Source code for torch.distributed.optim.optimizer

import torch.distributed.rpc as rpc
import torch.distributed.autograd as dist_autograd

from collections import defaultdict
from threading import Lock


class _LocalOptimizer:
    # Ideally we would only need to share a lock for instances of
    # _LocalOptimizer that deal with the same parameters. We are
    # making a simplifying assumption here that if there is more
    # than one instance of _LocalOptimizer per worker, they will
    # be optimizing the same parameters (e.g. each data parallel
    # trainer will create its own instance of _LocalOptimizer but
    # they will all optimize the same parameters on each worker)
    global_lock = Lock()

    def __init__(self, optim_cls, local_params_rref, *args, **kwargs):
        self.optim = optim_cls(
            [rref.local_value() for rref in local_params_rref],
            *args,
            **kwargs)

    def step(self, autograd_ctx_id):
        all_local_grads = dist_autograd.get_gradients(autograd_ctx_id)

        with _LocalOptimizer.global_lock:
            for param, grad in all_local_grads.items():
                param.grad = grad
            self.optim.step()


def _new_local_optimizer(optim_cls, local_params_rref, *args, **kwargs):
    return rpc.RRef(
        _LocalOptimizer(optim_cls, local_params_rref, *args, **kwargs))

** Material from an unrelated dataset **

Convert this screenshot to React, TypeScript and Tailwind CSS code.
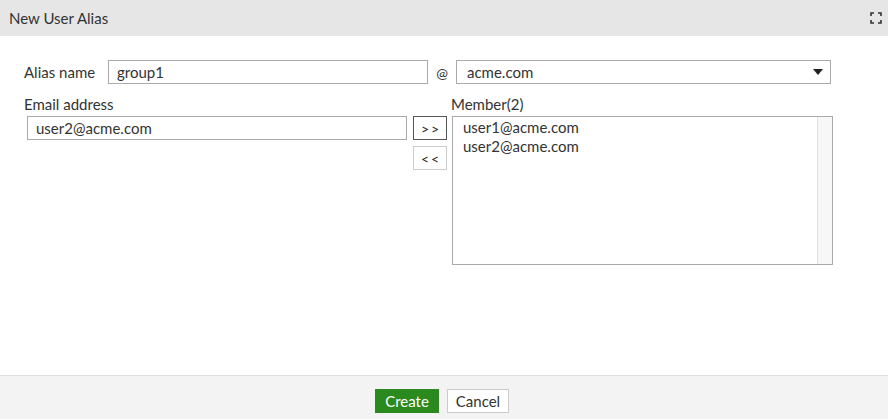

def _local_optimizer_step(local_optim_rref, autograd_ctx_id):
    local_optim = local_optim_rref.local_value()
    local_optim.step(autograd_ctx_id)


def _wait_for_all(rpc_futs):
    # TODO: improve error propagation
    exception = None
    results = []
    for fut in rpc_futs:
        try:
            results.append(fut.wait())
        except Exception as e:
            results.append(e)
            exception = e
    if exception is not None:
        raise exception
    return results


class DistributedOptimizer:
    """
    DistributedOptimizer takes remote references to parameters scattered
    across workers and applies the given optimizer locally for each parameter.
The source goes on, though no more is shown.